Which would appear to be Adams’ way of saying that things were more or less wrapped up regarding his next move over the back-end of 2017.
It was possibly pertinent to those negotiations that RBs Leipzig and Salzburg got UEFA approval to compete in Champions League in the summer of 2017, despite misgivings about the apparent common ownership of the two clubs. Having convinced UEFA that they weren’t in fact two teams with one owner, but to two independent sporting entities, maybe RBL and RBS understandably cooled off on the idea of caroming Adams off Salzburg into Leipzig.
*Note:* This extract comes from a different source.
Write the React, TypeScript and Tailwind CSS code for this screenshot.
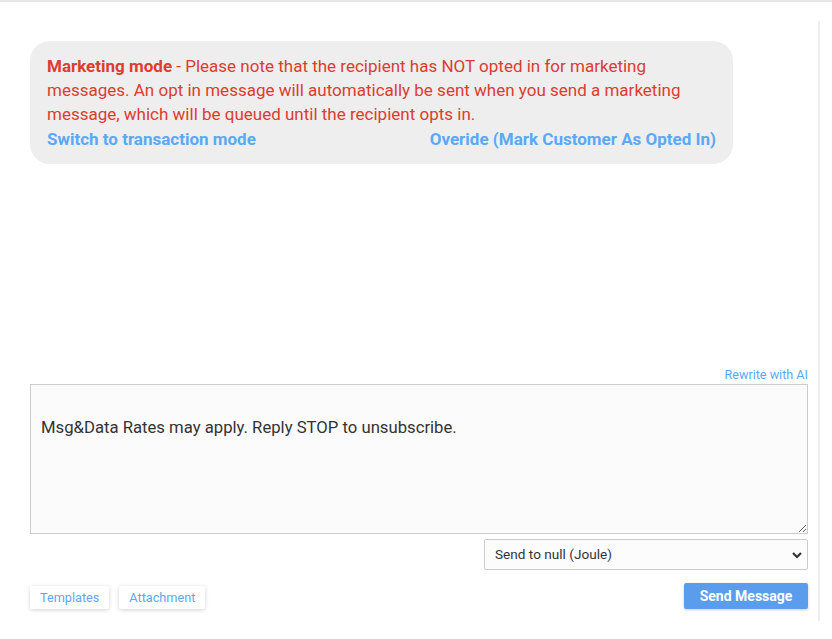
import React from "react";

export default function App() {
  return (
    <div
      className="w-[832px] h-[639px] bg-white border-t-2 border-[#e6e6e6] overflow-hidden"
      style={{ fontFamily: "Roboto, 'Liberation Sans', sans-serif" }}
    >
      <div className="flex">
        <div className="w-[778px] shrink-0 ml-[30px] flex flex-col">
          <div className="mt-[39px] w-[703px] rounded-[20px] bg-[#eeeeee] pl-[17px] pr-[17px] pt-[13px] pb-[13px] text-[17px] leading-[24px]">
            <p className="text-[#dd3c2e]">
              <span className="font-bold">Marketing mode</span> - Please note that the recipient has NOT opted in for marketing messages. An opt in message will automatically be sent when you send a marketing message, which will be queued until the recipient opts in.
            </p>
            <div className="mt-[1px] flex justify-between font-bold text-[#5aa9f6]">
              <span>Switch to transaction mode</span>
              <span>Overide (Mark Customer As Opted In)</span>
            </div>
          </div>

          <div className="mt-[203px] flex justify-end text-[12.6px] leading-[16px] text-[#5aa9f6]">
            Rewrite with AI
          </div>
          <textarea
            className="mt-[1px] h-[150px] w-[778px] border border-[#cccccc] bg-[#fbfbfb] px-[10px] pt-[7px] pb-[8px] text-[16.7px] leading-[24px] text-[#333333] outline-none resize-y"
            defaultValue={"\nMsg&Data Rates may apply. Reply STOP to unsubscribe."}
          />
          <div className="mt-[5px] flex justify-end">
            <div className="relative w-[324px] h-[31px] border border-[#cccccc] rounded-[2px] bg-[#fcfcfc] flex items-center pl-[10px] text-[13.6px] text-[#333333]">
              Send to null (Joule)
              <svg className="absolute right-[4px] top-[10px]" width="12" height="10" viewBox="0 0 12 10">
                <path d="M2 3 L6 7 L10 3" stroke="#333" strokeWidth="2.2" fill="none" />
              </svg>
            </div>
          </div>
          <div className="mt-[13px] flex items-start justify-between">
            <div className="flex gap-[10px] mt-[3px]">
              <button className="h-[23px] px-[10px] bg-white rounded-[2px] text-[12.7px] text-[#5aa9f6] shadow-[0_1px_4px_rgba(0,0,0,0.18)]">
                Templates
              </button>
              <button className="h-[23px] px-[10px] bg-white rounded-[2px] text-[12.7px] text-[#5aa9f6] shadow-[0_1px_4px_rgba(0,0,0,0.18)]">
                Attachment
              </button>
            </div>
            <button className="h-[26px] w-[124px] bg-[#5b9ded] rounded-[2px] text-[14px] font-bold text-white shadow-[0_1px_3px_rgba(0,0,0,0.2)]">
              Send Message
            </button>
          </div>
        </div>
        <div className="ml-[10px] mt-[19px] h-[600px] w-[2px] shrink-0 bg-[#eeeeee]" />
      </div>
    </div>
  );
}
No surprise, perhaps, that RBL ultimately “agreed” with Adams preference to stay in RBNY and transfer directly to Leipzig, despite “a bit of back and forth”.
At any rate, when Adams told Franco Panizo “no contact about me going there right now”, what he didn’t say aloud was “because we settled all this months ago”.
Ultimately, Adams’ chat with Wahl provides some insight into the way RB Global Soccer is attempting to connect the RBNY talent pipeline to its European enterprises. We know those efforts aren’t inevitably successful: Matt Miazga is not playing for either Leipzig or Salzburg. And maybe that will eventually prove to be the greatest significance of Adams’ transfer to RBL: it shows RBNY can produce prospects who can offer something to the RBs in Europe, and it shows RB Global Soccer does have the capacity to convince those prospects to make the move.
There’s no guarantee RBNY will ever see another homegrown product transfer to one of its European cousins, but if and when the next prospect catches RBL’s eye, the Red Bull Global Soccer family will be a little more confident in its ability to seal the deal. And maybe those of us who follow RBNY will be a little more confident about interpreting the evidence that something is up.